# [Stated goal]
For each line of the data below that holds "TypeScript", copy the line.

# [Code that builds pages]
####################

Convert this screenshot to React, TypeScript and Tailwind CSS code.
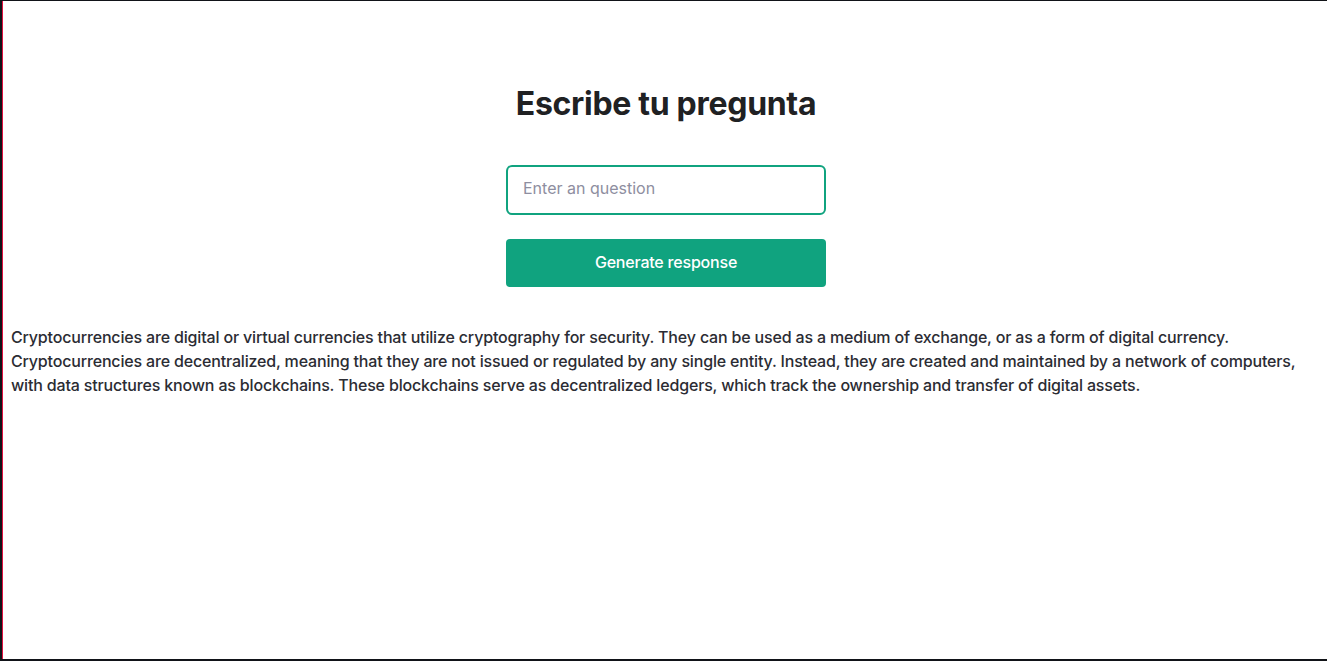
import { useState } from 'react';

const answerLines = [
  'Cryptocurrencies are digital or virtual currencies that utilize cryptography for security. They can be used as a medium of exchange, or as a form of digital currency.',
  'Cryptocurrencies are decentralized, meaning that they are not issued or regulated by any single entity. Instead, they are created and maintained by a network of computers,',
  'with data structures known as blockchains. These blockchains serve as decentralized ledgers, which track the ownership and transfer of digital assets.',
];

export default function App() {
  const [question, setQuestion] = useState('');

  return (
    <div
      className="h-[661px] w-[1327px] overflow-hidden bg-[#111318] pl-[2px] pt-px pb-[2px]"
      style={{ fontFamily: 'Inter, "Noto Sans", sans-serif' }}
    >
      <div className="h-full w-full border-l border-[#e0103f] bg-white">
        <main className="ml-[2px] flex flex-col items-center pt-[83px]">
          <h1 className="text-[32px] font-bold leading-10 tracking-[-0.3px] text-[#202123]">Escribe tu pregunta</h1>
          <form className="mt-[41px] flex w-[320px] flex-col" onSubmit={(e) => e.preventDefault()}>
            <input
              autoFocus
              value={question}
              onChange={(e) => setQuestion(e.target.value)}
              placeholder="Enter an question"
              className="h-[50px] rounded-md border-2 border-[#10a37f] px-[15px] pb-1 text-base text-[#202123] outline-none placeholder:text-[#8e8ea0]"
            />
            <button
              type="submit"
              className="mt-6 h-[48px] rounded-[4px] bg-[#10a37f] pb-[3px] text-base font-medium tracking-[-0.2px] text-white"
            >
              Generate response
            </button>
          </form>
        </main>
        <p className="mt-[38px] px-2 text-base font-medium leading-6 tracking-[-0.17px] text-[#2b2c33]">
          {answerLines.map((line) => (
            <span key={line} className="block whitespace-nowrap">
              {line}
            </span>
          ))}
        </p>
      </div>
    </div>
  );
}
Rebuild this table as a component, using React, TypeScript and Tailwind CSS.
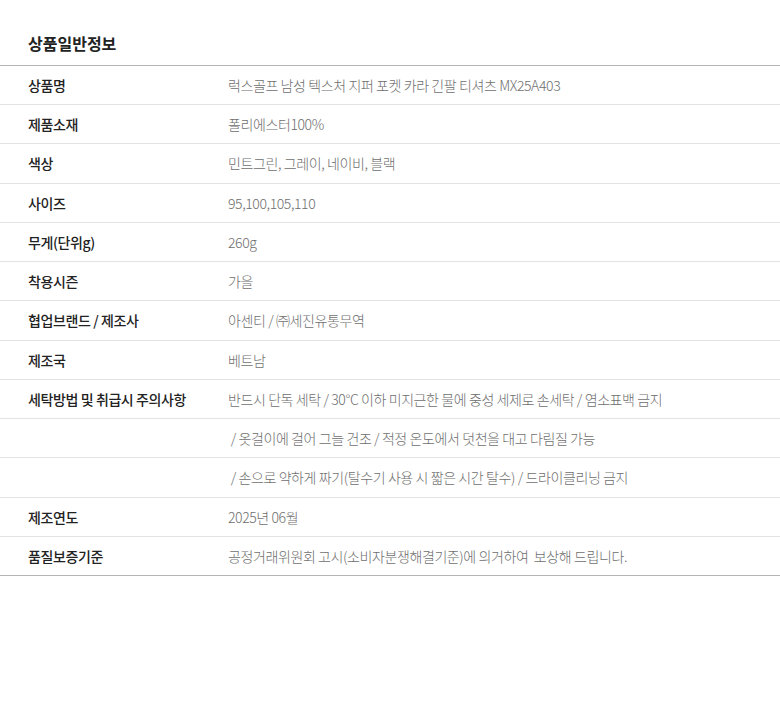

####################

# [Completed task]
Convert this screenshot to React, TypeScript and Tailwind CSS code.
Rebuild this table as a component, using React, TypeScript and Tailwind CSS.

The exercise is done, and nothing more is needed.